The next night we returned to the same venue (Mandel Hall) to witness a transcendent concert by the St. Paul Chamber Orchestra with soprano Dawn Upshaw. All of the pieces performed had roots in folk musics from around the world. The evening opened with an eye-opening rendition of Gonzales Piazzola’s tango-inspired Fuga y Misterio. Upshaw then joined the ensemble for the world premiere of Alberto Iglesia In the Land of the Lemon Trees, a cycle of three songs. Upshaw was in marvelous voice for the piece, which featured striking interplay between guitar and orchestra. Iglesias came on stage at the conclusion to accept an enthusiastic ovation.

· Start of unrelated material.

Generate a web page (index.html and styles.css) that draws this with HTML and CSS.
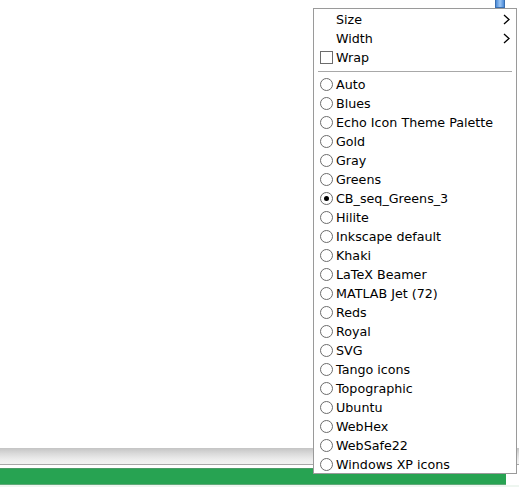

The second half of the evening was even better. Upshaw sang Osvaldo Golijov’s “Three Songs for Soprano and Orchestra” like an angel, able to fill the darkness with light. The lullaby of the opening “Night of the Flying Horses,” with touches of klezmer music throughout, and Upshaw’s incredible voice on the closing piece, “How Slow the Wind,” left me with goosebumps. Then it was the orchestra’s turn to take over, with Steven Copes as the soloist for Prokofiev’s grand old (1935: the oldest work on the program) Violin Concerto No. 2 in G minor. It’s one of my favorite works. The concerto dips its toes, then its foot, then its whole leg, into lively Russian folk music. Copes sawed away at his fiddle in the dramatic moments, and the orchestra played with a disciplined energy: astonishing.

And so once again light replaces darkness, music conquers noise, order tames chaos. Thanks to the ritual cleansing performed by the two concerts, no doubt, the Minnesota Twins have acquired a new shortstop, giving unexpected hope for 2010. Evil has been contained. To hell with the Yankees. Literally.

[UPDATE: John von Rhein, the Chicago Tribune's classical music critic, sings similar praises of last Friday's concert, calling Upshaw "a wonder at evoking moods and expressive nuances" and "absolutely compelling" and describing the Prokofiev as "dashing." Dashing, it certainly was. In the meanwhile, all hail Satan: in Japan, the Giants knocked off the Fighters in Game 6 of the Japan Series on Saturday night, delivering their 21st championship to the lord of darkness. All is vanity.]